Throughout history, Black athletes have used their platforms to play a direct role in social justice movements, contributing to real political and cultural changes.

Most recently, the WNBA was at the forefront of change and activism throughout 2020. The league dedicated that season to Breonna Taylor, a 26-year-old Black woman who was killed by police inside her own home in March 2020.

  • Players observed a 26-second moment of silence prior to the first game’s tip-off, wore Taylor’s name across their backs all season long and continually uplifted the #SayHerName campaign, highlighting the Black women lost to police violence.

Athletes across almost all professional leagues had the world’s attention after they conducted wildcat strikes in the summer of 2020, following the police shooting of Jacob Blake in Kenosha, Wisconsin in August, and the murder of George Floyd in Minneapolis, Minnesota in May.

  • The unprecedented strike lasted only a few days,but a clear message was sent and the impact was profound. NBA players returned to action only after the league met their demands, which included the formation of a social justice coalition plus improved voting opportunities in team markets.
  • Other athletes followed suit, calling for systemic changes in their leagues, but as we’ve mentioned, many of these changes still need to be addressed.
  • The movement also underscored just how influential and effective athletes can be. Players rallied together, harnessed their collective voices and platforms and galvanized real tangible action. Truly unforgettable.

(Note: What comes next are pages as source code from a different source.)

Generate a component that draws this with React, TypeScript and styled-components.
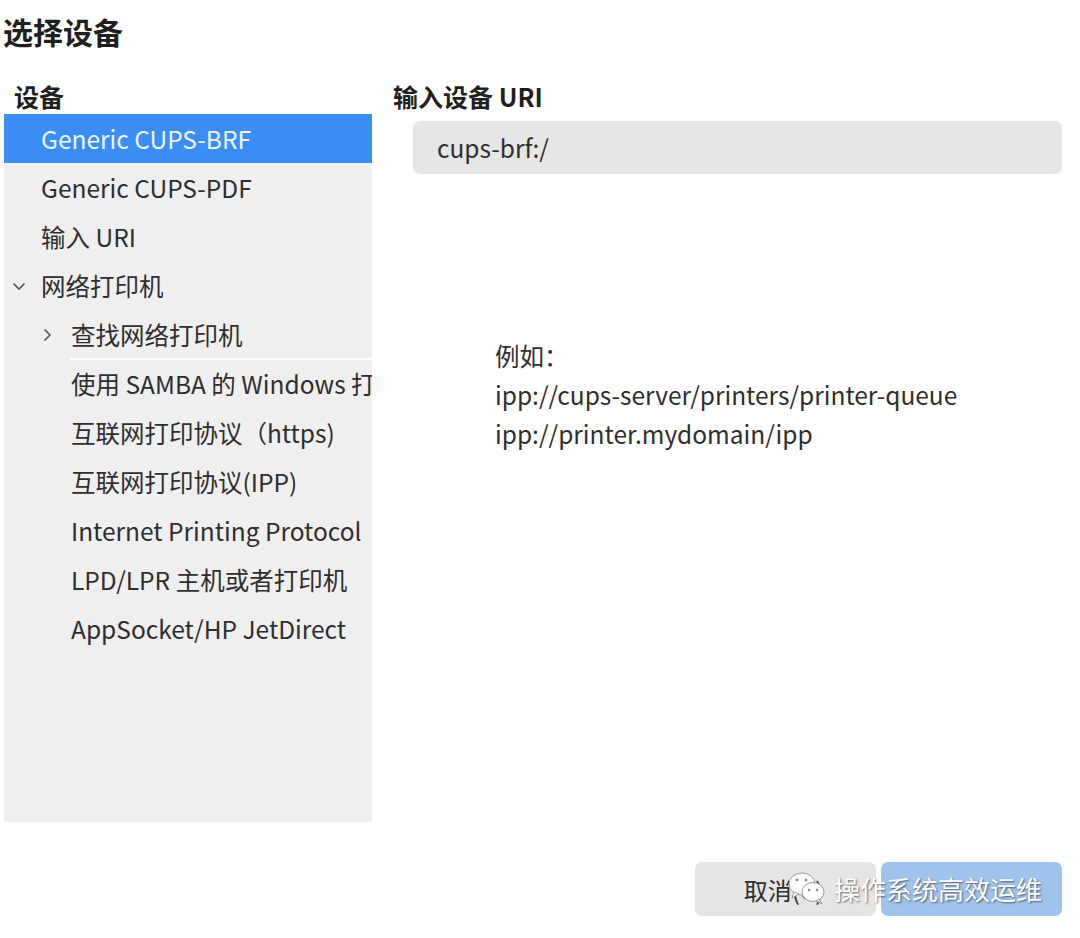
import * as React from "react";
import styled, { createGlobalStyle } from "styled-components";

const GlobalStyle = createGlobalStyle`
    html, body {
        margin: 0;
        padding: 0;
        background: #ffffff;
    }
    body {
        font-family: "Noto Sans CJK SC", "Noto Sans", sans-serif;
        color: #2e2e2e;
    }
`;

const Window = styled.div`
    width: 1080px;
    height: 938px;
    box-sizing: border-box;
    padding: 9px 18px 0 3px;
    display: flex;
    flex-direction: column;
    position: relative;
`;

const Title = styled.h1`
    margin: 0;
    font-size: 30px;
    font-weight: 700;
    line-height: 44px;
    color: #1f1f1f;
`;

const Body = styled.div`
    display: grid;
    grid-template-columns: 368px 1fr;
    column-gap: 21px;
    margin-top: 26px;
    margin-left: 1px;
`;

const Column = styled.div`
    display: flex;
    flex-direction: column;
`;

const SectionLabel = styled.div<{ $indent?: number }>`
    font-size: 25px;
    font-weight: 700;
    line-height: 35px;
    padding-left: ${(p) => p.$indent ?? 0}px;
    color: #1f1f1f;
`;

const ListPanel = styled.div`
    background: #efefef;
    height: 708px;
    overflow: hidden;
    display: flex;
    flex-direction: column;
`;

const Row = styled.div<{ $selected?: boolean; $depth: number }>`
    height: 49px;
    flex: none;
    display: flex;
    align-items: center;
    padding-left: ${(p) => 8 + p.$depth * 30}px;
    font-size: 24.5px;
    white-space: nowrap;
    background: ${(p) => (p.$selected ? "#3a8ef6" : "transparent")};
    color: ${(p) => (p.$selected ? "#eef5ff" : "#2e2e2e")};
`;

const Expander = styled.span`
    width: 29px;
    flex: none;
    display: flex;
    align-items: center;
    color: #555;
`;

const Separator = styled.div`
    height: 2px;
    flex: none;
    margin-left: 66px;
    background: #ffffff;
    margin-top: -1px;
    margin-bottom: -1px;
`;

const UriField = styled.div`
    margin: 7px 0 0 20px;
    height: 53px;
    border-radius: 7px;
    background: #e6e6e6;
    display: flex;
    align-items: center;
    padding-left: 24px;
    font-size: 24.5px;
    color: #2e2e2e;
`;

const Example = styled.div`
    margin: 162px 0 0 102px;
    font-size: 24.5px;
    line-height: 39px;
    color: #2e2e2e;
`;

const ButtonBar = styled.div`
    margin-top: 40px;
    display: flex;
    justify-content: flex-end;
    gap: 5px;
`;

const DialogButton = styled.button<{ $primary?: boolean }>`
    width: 181px;
    height: 54px;
    border: none;
    border-radius: 7px;
    font-family: inherit;
    font-size: 24px;
    padding-right: 10px;
    background: ${(p) => (p.$primary ? "#9ec4ee" : "#e5e5e5")};
    color: ${(p) => (p.$primary ? "#ffffff" : "#2e2e2e")};
`;

const Watermark = styled.div`
    position: absolute;
    left: 786px;
    top: 870px;
    display: flex;
    align-items: center;
    gap: 4px;
    font-size: 26px;
    color: #ffffff;
    text-shadow: 1px 1px 2px rgba(0, 0, 0, 0.55);
`;

const ChevronDown = () => (
    <svg width="14" height="10" viewBox="0 0 14 10">
        <path d="M1.5 2.5 L7 8 L12.5 2.5" fill="none" stroke="currentColor" strokeWidth="1.6" />
    </svg>
);

const ChevronRight = () => (
    <svg width="10" height="14" viewBox="0 0 10 14">
        <path d="M2.5 1.5 L8 7 L2.5 12.5" fill="none" stroke="currentColor" strokeWidth="1.6" />
    </svg>
);

const WeChatIcon = () => (
    <svg width="44" height="36" viewBox="0 0 44 36">
        <g stroke="#9a9a9a" strokeWidth="1" fill="#ffffff">
            <ellipse cx="16" cy="13" rx="13" ry="11" />
            <path d="M8 21 L6 27 L13 23 Z" />
            <ellipse cx="27" cy="21" rx="11" ry="9.5" />
            <path d="M33 28 L36 33 L30 29.5 Z" />
        </g>
        <circle cx="11" cy="9" r="1.4" fill="#8a8a8a" />
        <circle cx="20" cy="9" r="1.4" fill="#8a8a8a" />
        <circle cx="23" cy="19" r="1.3" fill="#8a8a8a" />
        <circle cx="31" cy="19" r="1.3" fill="#8a8a8a" />
    </svg>
);

type Item = { label: string; depth: number; expander?: "down" | "right"; selected?: boolean; sepAfter?: boolean };

const items: Item[] = [
    { label: "Generic CUPS-BRF", depth: 0, selected: true },
    { label: "Generic CUPS-PDF", depth: 0 },
    { label: "输入 URI", depth: 0 },
    { label: "网络打印机", depth: 0, expander: "down" },
    { label: "查找网络打印机", depth: 1, expander: "right", sepAfter: true },
    { label: "使用 SAMBA 的 Windows 打印机", depth: 1 },
    { label: "互联网打印协议（https)", depth: 1 },
    { label: "互联网打印协议(IPP)", depth: 1 },
    { label: "Internet Printing Protocol", depth: 1 },
    { label: "LPD/LPR 主机或者打印机", depth: 1 },
    { label: "AppSocket/HP JetDirect", depth: 1 },
];

const App = (): JSX.Element => {
    return (
        <>
            <GlobalStyle />
            <Window>
                <Title>选择设备</Title>
                <Body>
                    <Column>
                        <SectionLabel $indent={10}>设备</SectionLabel>
                        <ListPanel>
                            {items.map((it) => (
                                <React.Fragment key={it.label}>
                                    <Row $depth={it.depth} $selected={it.selected}>
                                        <Expander>
                                            {it.expander === "down" && <ChevronDown />}
                                            {it.expander === "right" && <ChevronRight />}
                                        </Expander>
                                        {it.label}
                                    </Row>
                                    {it.sepAfter && <Separator />}
                                </React.Fragment>
                            ))}
                        </ListPanel>
                    </Column>
                    <Column>
                        <SectionLabel>输入设备 URI</SectionLabel>
                        <UriField>cups-brf:/</UriField>
                        <Example>
                            例如：<br />
                            ipp://cups-server/printers/printer-queue<br />
                            ipp://printer.mydomain/ipp
                        </Example>
                    </Column>
                </Body>
                <ButtonBar>
                    <DialogButton>取消(C)</DialogButton>
                    <DialogButton $primary></DialogButton>
                </ButtonBar>
                <Watermark>
                    <WeChatIcon />
                    操作系统高效运维
                </Watermark>
            </Window>
        </>
    );
};

export default App;
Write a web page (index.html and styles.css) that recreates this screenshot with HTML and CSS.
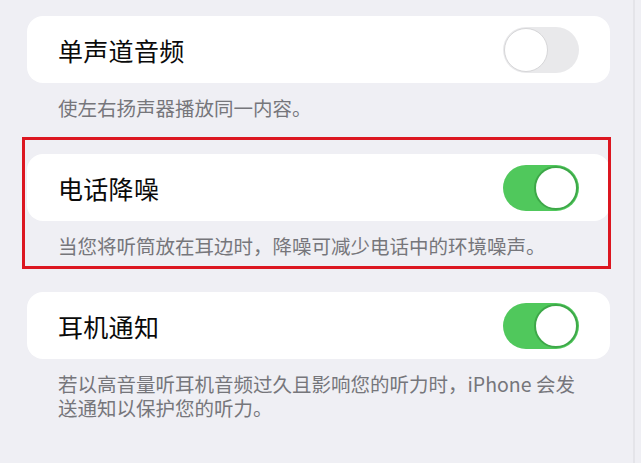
FILE: index.html
```html
<!DOCTYPE html>
<html lang="zh-CN">
<head>
<meta charset="utf-8">
<title>音频设置</title>
<link rel="stylesheet" href="styles.css">
</head>
<body>
<div class="page">
  <section class="group">
    <div class="card">
      <span class="title">单声道音频</span>
      <span class="switch off"><span class="knob"></span></span>
    </div>
    <p class="desc">使左右扬声器播放同一内容。</p>
  </section>
  <section class="group highlighted">
    <div class="card">
      <span class="title">电话降噪</span>
      <span class="switch on"><span class="knob"></span></span>
    </div>
    <p class="desc">当您将听筒放在耳边时，降噪可减少电话中的环境噪声。</p>
  </section>
  <section class="group">
    <div class="card">
      <span class="title">耳机通知</span>
      <span class="switch on"><span class="knob"></span></span>
    </div>
    <p class="desc">若以高音量听耳机音频过久且影响您的听力时，iPhone 会发送通知以保护您的听力。</p>
  </section>
</div>
</body>
</html>
```

FILE: styles.css
```css
html, body {
  margin: 0;
  padding: 0;
  background: #efeff4;
}
body {
  font-family: "Noto Sans CJK SC", "Noto Sans", sans-serif;
  width: 641px;
  height: 463px;
  overflow: hidden;
}
.page {
  width: 635px;
  height: 463px;
  box-sizing: border-box;
  border-right: 2px solid #e4e4e9;
  padding: 16px 0 0 27px;
  display: flex;
  flex-direction: column;
  gap: 34px;
}
.group {
  position: relative;
  width: 583px;
}
.highlighted::after {
  content: "";
  position: absolute;
  top: -17px;
  left: -5px;
  right: -1px;
  bottom: -11px;
  border: 3px solid #dc1620;
  pointer-events: none;
}
.card {
  height: 67px;
  background: #ffffff;
  border-radius: 16px;
  display: flex;
  align-items: center;
  justify-content: space-between;
  padding: 0 31px;
}
.title {
  font-size: 25px;
  color: #0a0a0a;
  letter-spacing: 0.3px;
}
.desc {
  margin: 0;
  padding: 13px 28px 0 31px;
  font-size: 19.5px;
  line-height: 24px;
  color: #76767b;
  letter-spacing: 0;
}
.switch {
  width: 76px;
  height: 46px;
  border-radius: 23px;
  box-sizing: border-box;
  display: flex;
  align-items: center;
  padding: 1px;
  flex: none;
}
.switch.off {
  background: #e9e9eb;
  justify-content: flex-start;
}
.switch.on {
  background: #50c85c;
  justify-content: flex-end;
}
.knob {
  width: 44px;
  height: 44px;
  border-radius: 50%;
  background: #ffffff;
  box-sizing: border-box;
}
.off .knob {
  border: 1.5px solid #d6d6d8;
}
.on .knob {
  border: 2px solid #3da848;
}
```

After the death of Tyre Nichols — a 29-year-old Black man who was fatally beaten by Memphis police officers last month — a number of prominent Black athletes once again shared their emotions, outrage and fear while publicly speaking out about the continued police violence against Black citizens.

  • As Phoenix Suns star Chris Paul put it, "change is needed at all levels and we all need to do our part. We can't lose our humanity as a society.”